Wrapper chains also make it possible to generate a lightweight version of the core netlist, which is sometimes referred to as a scan shell, interface logic model, or graybox. It includes just the wrapper chains and the logic between the wrapper chains and the core’s I/Os. It is the only portion of the core netlist needed for external test mode. By eliminating most of the logic in the cores (i.e. the logic inside the wrapper chains) the SoC-level netlist used for external mode has a dramatically smaller memory footprint than the full-chip netlist.   

Figure 1 illustrates some hierarchical test configurations. Figure 1a shows a traditional DFT methodology in which the entire chip is tested at once. With hierarchical DFT, you could break up this SoC into two internal mode configurations and an external mode. The first internal mode configuration (figure 1b) tests just the two “Core 1” instances while the “Core 2” instance is tested in second Internal mode configuration (Figure 1c). Figure 1d shows how the top-level logic is tested in external mode, with just grayboxes used for the cores. In each of the modes (1b, 1c and 1d), the full netlist is never required.

Figure 1. Several views of an SoC with an hierarchical DFT implementation

To perform pattern generation for internal test modes, load the top-level netlist along with just the targeted cores for that configuration into your ATPG tool. The non-targeted cores can be blackboxed, thereby reducing the size of the netlist. Patterns are then generated with respect to the SoC-level pins. Compared to a traditional methodology, this approach has a much smaller memory footprint and ATPG runtime is significantly shorter.
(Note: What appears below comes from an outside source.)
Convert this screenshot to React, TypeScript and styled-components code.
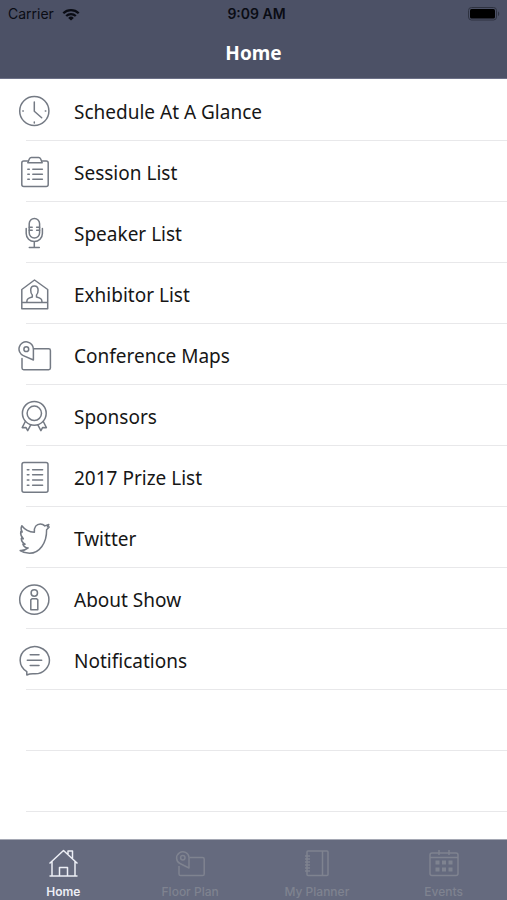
import React from "react";
import styled, { createGlobalStyle } from "styled-components";

const GlobalStyle = createGlobalStyle`
  * { box-sizing: border-box; }
  body { margin: 0; background: #fff; }
  button { border: 0; background: none; padding: 0; margin: 0; cursor: pointer; }
`;

const Screen = styled.div`
  display: flex;
  flex-direction: column;
  min-height: 100vh;
  background: #fff;
  font-family: "Noto Sans", "Open Sans", sans-serif;
`;

const TopBar = styled.header`
  background: #4c5166;
  border-bottom: 1px solid #6c7087;
`;

const StatusBar = styled.div`
  display: grid;
  grid-template-columns: 1fr auto 1fr;
  align-items: center;
  height: 28px;
  padding: 0 7px 0 8px;
  color: #0a0c14;
  font: 400 14px/28px Inter, sans-serif;
`;

const Carrier = styled.div`
  display: flex;
  align-items: center;
  gap: 8px;
`;

const Clock = styled.time`
  font-weight: 600;
  padding-left: 5px;
`;

const Battery = styled.svg`
  justify-self: end;
  width: 33px;
  height: 16px;
`;

const Title = styled.h1`
  margin: 0;
  height: 50px;
  color: #fff;
  text-align: center;
  font-size: 19px;
  line-height: 50px;
  font-weight: 700;
`;

const Menu = styled.ul`
  flex: 1;
  margin: 0;
  padding: 1px 0 0 26px;
  list-style: none;
`;

const MenuItem = styled.li`
  height: 61px;
  border-bottom: 1px solid #e8e8ea;
`;

const MenuButton = styled.button`
  display: flex;
  align-items: center;
  gap: 22px;
  width: calc(100% + 8px);
  height: 60px;
  margin-left: -8px;
  padding-top: 2px;
  color: #161616;
  text-align: left;
  font: 400 19px/28px "Noto Sans", "Open Sans", sans-serif;
`;

const MenuLabel = styled.span`
  padding-top: 1px;
`;

const LineIcon = styled.svg`
  flex: none;
  width: 34px;
  height: 32px;
  fill: none;
  stroke: #747a84;
  stroke-width: 1.5;
  stroke-linecap: round;
  stroke-linejoin: round;
`;

const TabBar = styled.nav`
  display: grid;
  grid-template-columns: repeat(4, 1fr);
  height: 61px;
  background: #656a7e;
  border-top: 1px solid #a5a8b4;
`;

const Tab = styled.button<{ $active: boolean }>`
  display: flex;
  flex-direction: column;
  align-items: center;
  padding-top: 8px;
  gap: 6px;
  color: ${(p) => (p.$active ? "#eceef5" : "#7f8390")};
  font: ${(p) => (p.$active ? 600 : 500)} 12px/16px Inter, sans-serif;
`;

const TabIcon = styled.svg`
  width: 32px;
  height: 30px;
  fill: none;
  stroke: currentColor;
  stroke-width: 1.5;
  stroke-linejoin: round;
`;

const items: { label: string; icon: React.ReactNode }[] = [
  {
    label: "Schedule At A Glance",
    icon: (
      <>
        <circle cx="16.3" cy="16" r="14.6" />
        <path d="M16.3 7v9.3l7.4 6.4M16.3 27v1M4.8 16h.5M27.300 16h.5" />
      </>
    ),
  },
  {
    label: "Session List",
    icon: (
      <>
        <path d="M9.500 5H5.800a2 2 0 0 0-2 2v21.500a2 2 0 0 0 2 2h22.400a2 2 0 0 0 2-2V7a2 2 0 0 0-2-2h-3.700" />
        <path d="M9.800 6.800h14.400L22.700 3c-.5-1.100-1.100-1.600-2-1.600h-7.400c-.9 0-1.500.5-2 1.600z" />
        <path d="M9.800 13.300h1.500M14.800 13.300h9.600M9.800 18.300h1.500M14.800 18.300h9.600M9.800 23.300h1.500M14.800 23.300h9.600" />
      </>
    ),
  },
  {
    label: "Speaker List",
    icon: (
      <>
        <rect x="11.200" y="1.500" width="10.400" height="19.500" rx="5.200" />
        <path d="M8.200 11.500v5a8.100 8.100 0 0 0 16.200 0v-5M16.300 25v5.600M11.300 30.600h10M11.200 10.200h3M18.600 10.200h3M11.200 13.200h3M18.600 13.200h3" />
      </>
    ),
  },
  {
    label: "Exhibitor List",
    icon: (
      <>
        <path d="M3.800 30.700V11.500L16.500 2l13.200 9.500v19.200zM3.800 24.400h25.900" />
        <path d="M8.800 24.200c0-3.400 1.400-4 5.500-5.200v-2c-1.200-1-1.600-2.400-1.600-5 0-5.500 7.400-5.500 7.400 0 0 2.600-.4 4-1.600 5v2c4.100 1.200 5.500 1.800 5.500 5.200" />
      </>
    ),
  },
  {
    label: "Conference Maps",
    icon: (
      <>
        <path d="M4 19.500V29a1.700 1.700 0 0 0 1.700 1.700h25A1.700 1.700 0 0 0 32.400 29V11.400a1.700 1.700 0 0 0-1.700-1.700H15.600" />
        <path d="M15.400 21 5.300 16.600A7.200 7.200 0 1 1 15.400 10.200z" />
        <circle cx="8.300" cy="10.200" r="2.400" />
      </>
    ),
  },
  {
    label: "Sponsors",
    icon: (
      <>
        <circle cx="16.300" cy="13.300" r="11.900" />
        <circle cx="16.300" cy="13.300" r="7.200" />
        <path d="m7.300 21.500-3.100 6.200 3.700-.3 1.800 3.300 3.200-6M25.300 21.500l3.100 6.200-3.700-.3-1.800 3.300-3.200-6" />
      </>
    ),
  },
  {
    label: "2017 Prize List",
    icon: (
      <>
        <rect x="4" y="1.600" width="26" height="29.600" rx="2" />
        <path d="M9.300 8.700h1.600M14.600 8.700h10M9.300 13.800h1.600M14.600 13.800h10M9.300 19h1.600M14.600 19h10M9.300 24.200h1.600M14.600 24.200h10" />
      </>
    ),
  },
  {
    label: "Twitter",
    icon: (
      <path d="M3.800 3.800C7 8 11.500 10 16.400 10.300 15.700 5 18.600 1.900 22.300 1.900c2 0 3.500.9 4.600 2l3.900-1.400-1.400 2.300 1.800.2-2.600 2.700C28.800 21 21.500 31.200 11.500 31.200c-3.700 0-6.700-1-9.300-2.700 3 .2 5.800-.8 8-2.600-2.800-.1-4.600-1.600-5.300-3.700h2.200C4.600 21 3.400 18.800 3.300 16.400l2 .4C3.500 14.800 2.300 12 2.800 9.600l1.400.4C2.900 8 2.900 5.700 3.800 3.800z" />
    ),
  },
  {
    label: "About Show",
    icon: (
      <>
        <circle cx="16.300" cy="16.600" r="14.600" />
        <circle cx="16.300" cy="10" r="3.200" />
        <path d="M14 15.700h4.600l1.200 1.200v9.800h-7v-9.800z" />
      </>
    ),
  },
  {
    label: "Notifications",
    icon: (
      <>
        <path d="M8.800 31v-3.400A14.600 13.600 0 1 1 15 29.700c-2.300 0-4.200.3-6.200 1.300z" />
        <path d="M12.200 10.700h8.800M9.300 16.200h14.400M12.200 21.600h8.800" />
      </>
    ),
  },
];

const tabs: { label: string; icon: React.ReactNode }[] = [
  {
    label: "Home",
    icon: (
      <>
        <path d="m2.500 15.500 14-13 14 13M5 13.500V28M28 13.500V28M2.500 28h28M12.500 28v-8.500h8V28M21 6V3h4.500v8" />
      </>
    ),
  },
  {
    label: "Floor Plan",
    icon: (
      <>
        <path d="M5 18v8a1.600 1.600 0 0 0 1.600 1.600h22A1.600 1.600 0 0 0 30.200 26V11a1.600 1.600 0 0 0-1.600-1.600H15.500" />
        <path d="M15 20 6 15.500A6.200 6.200 0 1 1 15 9.500z" />
        <circle cx="8.800" cy="9.700" r="2.200" />
      </>
    ),
  },
  {
    label: "My Planner",
    icon: (
      <>
        <rect x="6" y="3" width="21" height="24.500" rx="1" />
        <path d="M21.500 3v24.500M4 8h5M4 11h5M4 14h5M4 17h5M4 20h5M4 23h5" />
      </>
    ),
  },
  {
    label: "Events",
    icon: (
      <>
        <rect x="2" y="5" width="28" height="22.500" rx="2" />
        <path d="M2 9.500h28M11 2v5M21 2v5" />
        <path
          strokeWidth="4"
          d="M7.500 14.500h4M14 14.500h4M20.500 14.500h4M7.500 21.500h4M14 21.500h4M20.500 21.500h4"
        />
      </>
    ),
  },
];

export default function App() {
  return (
    <Screen>
      <GlobalStyle />
      <TopBar>
        <StatusBar>
          <Carrier>
            Carrier
            <svg width="18" height="13" viewBox="0 0 18 13" aria-hidden="true">
              <path
                d="M1.300 5.200a11 11 0 0 1 15.400 0M4.200 8a7 7 0 0 1 9.600 0"
                fill="none"
                stroke="#0a0c14"
                strokeWidth="2.300"
              />
              <path d="M9 12.600 6.200 9.900a4 4 0 0 1 5.600 0z" fill="#0a0c14" />
            </svg>
          </Carrier>
          <Clock>9:09 AM</Clock>
          <Battery viewBox="0 0 33 16" aria-hidden="true">
            <rect x="1.500" y="1.500" width="28" height="12.500" rx="3" fill="none" stroke="#2e3240" />
            <rect x="3" y="3" width="25" height="9.500" rx="1.500" fill="#000" />
            <path d="M31 5.500c1.600.6 1.600 4 0 4.600z" fill="#2e3240" />
          </Battery>
        </StatusBar>
        <Title>Home</Title>
      </TopBar>
      <Menu>
        {items.map((item) => (
          <MenuItem key={item.label}>
            <MenuButton type="button">
              <LineIcon viewBox="0 0 34 32" aria-hidden="true">
                {item.icon}
              </LineIcon>
              <MenuLabel>{item.label}</MenuLabel>
            </MenuButton>
          </MenuItem>
        ))}
        <MenuItem aria-hidden="true" />
        <MenuItem aria-hidden="true" />
      </Menu>
      <TabBar>
        {tabs.map((tab, i) => (
          <Tab key={tab.label} type="button" $active={i === 0}>
            <TabIcon viewBox="0 0 32 30" aria-hidden="true">
              {tab.icon}
            </TabIcon>
            {tab.label}
          </Tab>
        ))}
      </TabBar>
    </Screen>
  );
}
The advantages of the hierarchical approach are even greater when your ATPG tool is capable of pattern retargeting.  Pattern retargeting refers to the ability to generate patterns at the core level and retarget those patterns to the SoC-level pins. This means only a single core netlist need be loaded, further reducing memory footprint. One pattern set can also be retargeted to multiple instances of an identical core at the SoC level with the exact same pattern count. A robust retargeting capability will also retarget multiple patterns sets of non-identical cores and merge them together for simultaneous application. This results in a very compact, efficient pattern set at the SoC level.
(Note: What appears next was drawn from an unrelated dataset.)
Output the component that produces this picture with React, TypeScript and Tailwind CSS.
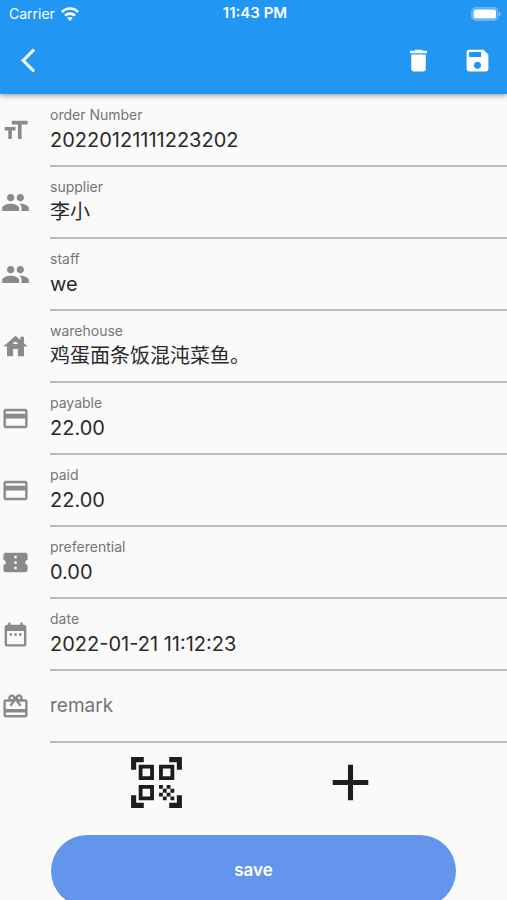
import React, { useState } from "react";
import type { IconType } from "react-icons";
import {
  MdAdd,
  MdArrowBackIos,
  MdCardGiftcard,
  MdConfirmationNumber,
  MdDateRange,
  MdDelete,
  MdFormatSize,
  MdHouse,
  MdPayment,
  MdPeople,
  MdQrCodeScanner,
  MdSave,
} from "react-icons/md";

interface Field {
  name: string;
  label: string;
  icon: IconType;
}

const FIELDS: Field[] = [
  { name: "orderNumber", label: "order Number", icon: MdFormatSize },
  { name: "supplier", label: "supplier", icon: MdPeople },
  { name: "staff", label: "staff", icon: MdPeople },
  { name: "warehouse", label: "warehouse", icon: MdHouse },
  { name: "payable", label: "payable", icon: MdPayment },
  { name: "paid", label: "paid", icon: MdPayment },
  { name: "preferential", label: "preferential", icon: MdConfirmationNumber },
  { name: "date", label: "date", icon: MdDateRange },
  { name: "remark", label: "remark", icon: MdCardGiftcard },
];

const INITIAL: Record<string, string> = {
  orderNumber: "20220121111223202",
  supplier: "李小",
  staff: "we",
  warehouse: "鸡蛋面条饭混沌菜鱼。",
  payable: "22.00",
  paid: "22.00",
  preferential: "0.00",
  date: "2022-01-21 11:12:23",
  remark: "",
};

const WifiIcon = () => (
  <svg viewBox="0 0 18 14" className="h-[14px] w-[18px]" fill="none" stroke="currentColor" strokeWidth="2.6">
    <path d="M.9 5.1C5.4.3 12.6.3 17.1 5.1" />
    <path d="M4 8.6c2.8-2.7 7.2-2.7 10 0" />
    <path d="M9 14 6.1 11c1.6-1.5 4.2-1.5 5.8 0z" fill="currentColor" stroke="none" />
  </svg>
);

const BatteryIcon = () => (
  <svg viewBox="0 0 30 14" className="h-[14px] w-[30px]">
    <rect x="0.8" y="0.8" width="26" height="12.4" rx="4" fill="#fff" fillOpacity="0.15" stroke="#fff" strokeOpacity="0.3" strokeWidth="1.4" />
    <rect x="2.6" y="2.4" width="22.4" height="9.2" rx="2.2" fill="#fff" />
    <path d="M28 4.8c2 .7 2 3.7 0 4.4z" fill="#fff" fillOpacity="0.45" />
  </svg>
);

const StatusBar = () => (
  <div className="grid h-[27px] grid-cols-3 items-center pl-[9px] pr-[6px] text-[14px]">
    <div className="flex items-center gap-[6px]">
      <span>Carrier</span>
      <WifiIcon />
    </div>
    <span className="text-center text-[15px] font-semibold">11:43 PM</span>
    <div className="flex justify-end">
      <BatteryIcon />
    </div>
  </div>
);

interface FieldRowProps {
  field: Field;
  value: string;
  onChange: (value: string) => void;
}

const FieldRow: React.FC<FieldRowProps> = ({ field, value, onChange }) => {
  const Icon = field.icon;

  return (
    <div className="flex h-[72px] items-center pl-px">
      <Icon className="mb-[2px] size-[29px] shrink-0 text-[#8a8a8a]" />
      <div className="relative ml-5 flex h-full min-w-0 flex-1 flex-col border-b-2 border-[#bababa] pt-[10px]">
        {/* the label sits in the middle of the row until there is a value */}
        <label
          htmlFor={field.name}
          className={
            value === ""
              ? "absolute inset-0 flex items-center text-[19px] text-[#757575]"
              : "text-[14px] leading-[20px] text-[#757575]"
          }
        >
          {field.label}
        </label>
        <input
          id={field.name}
          value={value}
          onChange={(e) => onChange(e.target.value)}
          className="h-[30px] w-full bg-transparent text-[20px] text-[#2a2a2a] outline-none"
        />
      </div>
    </div>
  );
};

const App: React.FC = () => {
  const [values, setValues] = useState(INITIAL);

  return (
    <div className="min-h-screen overflow-hidden bg-[#fafafa] font-['Inter','Noto_Sans_CJK_SC',sans-serif]">
      <header className="bg-[#2196f3] text-white shadow-[0_2px_5px_rgba(0,0,0,0.35)]">
        <StatusBar />
        <div className="flex h-[67px] items-center">
          <button type="button" aria-label="Back" className="pl-[21px]">
            <MdArrowBackIos className="size-[29px]" />
          </button>
          <button type="button" aria-label="Delete" className="ml-auto flex w-[59px] justify-center">
            <MdDelete className="size-[29px]" />
          </button>
          <button type="button" aria-label="Save order" className="flex w-[59px] justify-center">
            <MdSave className="size-[29px]" />
          </button>
        </div>
      </header>

      <form className="pt-px" onSubmit={(e) => e.preventDefault()}>
        {FIELDS.map((field) => (
          <FieldRow
            key={field.name}
            field={field}
            value={values[field.name]}
            onChange={(value) => setValues({ ...values, [field.name]: value })}
          />
        ))}

        <div className="flex justify-evenly pt-px text-[#1d1d1d]">
          <button type="button" aria-label="Scan code" className="p-2">
            <MdQrCodeScanner className="size-[61px]" />
          </button>
          <button type="button" aria-label="Add item" className="p-2">
            <MdAdd className="size-[61px]" />
          </button>
        </div>

        <div className="px-[51px] pt-[14px]">
          <button
            type="submit"
            className="h-[72px] w-full rounded-full bg-[#6495ed] text-[17px] font-semibold text-white"
          >
            save
          </button>
        </div>
      </form>
    </div>
  );
};

export default App;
With some basic hierarchical DFT infrastructure and capabilities (wrapper chains, graybox netlist, and pattern retargeting), the same advantages that front-end and back-end design practices enjoy can be realized for DFT as well. The results vary with each design, but a large SoC that may require over a 100GB memory footprint with a traditional approach could be reduced to less than a tenth of that with the hierarchical approach. ATPG runtimes that might be measured in days or weeks can easily be reduced to hours.